- **EXERCISE**:
Lines containing the word "React" need to be counted. Please reply with how many there are, and nothing else.

- **MATERIAL**:
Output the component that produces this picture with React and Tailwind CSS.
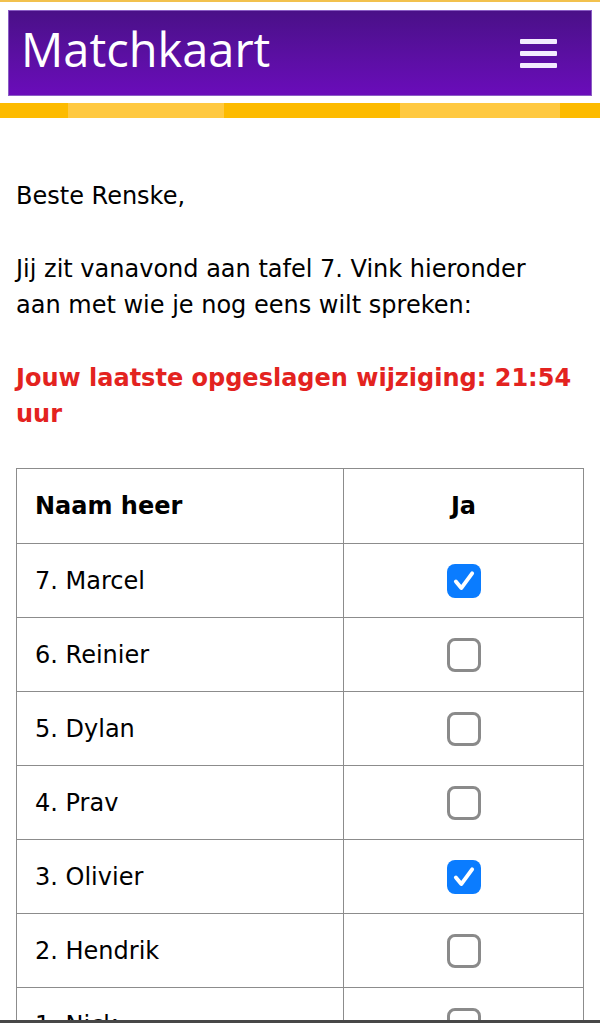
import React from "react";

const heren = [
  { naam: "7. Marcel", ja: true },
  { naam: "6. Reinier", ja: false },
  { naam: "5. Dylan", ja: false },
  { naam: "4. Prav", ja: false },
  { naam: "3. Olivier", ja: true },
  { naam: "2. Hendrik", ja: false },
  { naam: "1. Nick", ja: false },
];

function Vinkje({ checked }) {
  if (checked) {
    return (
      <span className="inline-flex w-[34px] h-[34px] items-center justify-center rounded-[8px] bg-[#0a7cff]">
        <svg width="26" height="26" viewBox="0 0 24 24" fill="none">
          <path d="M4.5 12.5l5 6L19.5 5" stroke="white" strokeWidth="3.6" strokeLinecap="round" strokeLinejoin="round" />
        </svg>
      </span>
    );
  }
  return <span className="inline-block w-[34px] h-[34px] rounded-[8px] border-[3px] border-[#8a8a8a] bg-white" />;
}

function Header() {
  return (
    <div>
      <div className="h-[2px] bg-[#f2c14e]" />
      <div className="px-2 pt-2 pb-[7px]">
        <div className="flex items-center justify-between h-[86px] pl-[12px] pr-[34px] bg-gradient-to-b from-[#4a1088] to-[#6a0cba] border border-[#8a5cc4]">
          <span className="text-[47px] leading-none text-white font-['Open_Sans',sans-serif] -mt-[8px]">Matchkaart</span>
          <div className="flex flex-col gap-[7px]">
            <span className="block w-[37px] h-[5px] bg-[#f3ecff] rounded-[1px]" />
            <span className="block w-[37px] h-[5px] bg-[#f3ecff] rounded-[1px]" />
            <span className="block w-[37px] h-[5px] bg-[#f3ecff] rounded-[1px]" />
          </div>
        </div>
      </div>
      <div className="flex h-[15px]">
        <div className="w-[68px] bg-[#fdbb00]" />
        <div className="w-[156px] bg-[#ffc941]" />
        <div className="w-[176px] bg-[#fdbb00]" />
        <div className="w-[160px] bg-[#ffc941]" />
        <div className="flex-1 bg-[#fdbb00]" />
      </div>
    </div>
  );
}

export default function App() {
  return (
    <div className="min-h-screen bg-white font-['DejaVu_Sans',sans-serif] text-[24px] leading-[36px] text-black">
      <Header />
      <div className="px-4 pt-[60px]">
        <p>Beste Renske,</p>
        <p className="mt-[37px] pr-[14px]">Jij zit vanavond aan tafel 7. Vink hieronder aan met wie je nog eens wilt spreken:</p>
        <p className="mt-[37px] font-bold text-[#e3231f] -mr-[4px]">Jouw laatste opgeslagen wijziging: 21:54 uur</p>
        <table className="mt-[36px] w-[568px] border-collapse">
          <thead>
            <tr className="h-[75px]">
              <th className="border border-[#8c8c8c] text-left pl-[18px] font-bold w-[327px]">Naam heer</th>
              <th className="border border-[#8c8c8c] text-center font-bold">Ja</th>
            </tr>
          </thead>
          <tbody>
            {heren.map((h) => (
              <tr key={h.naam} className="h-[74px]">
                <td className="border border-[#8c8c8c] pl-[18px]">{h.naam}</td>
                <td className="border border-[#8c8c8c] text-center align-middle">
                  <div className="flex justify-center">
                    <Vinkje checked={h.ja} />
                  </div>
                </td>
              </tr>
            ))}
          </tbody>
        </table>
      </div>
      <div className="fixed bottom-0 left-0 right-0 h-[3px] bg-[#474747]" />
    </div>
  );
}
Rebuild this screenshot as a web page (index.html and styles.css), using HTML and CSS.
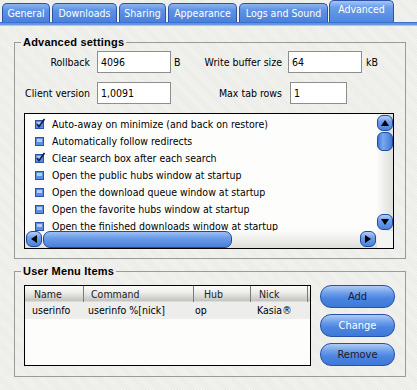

- **WORKED ANSWER**:
2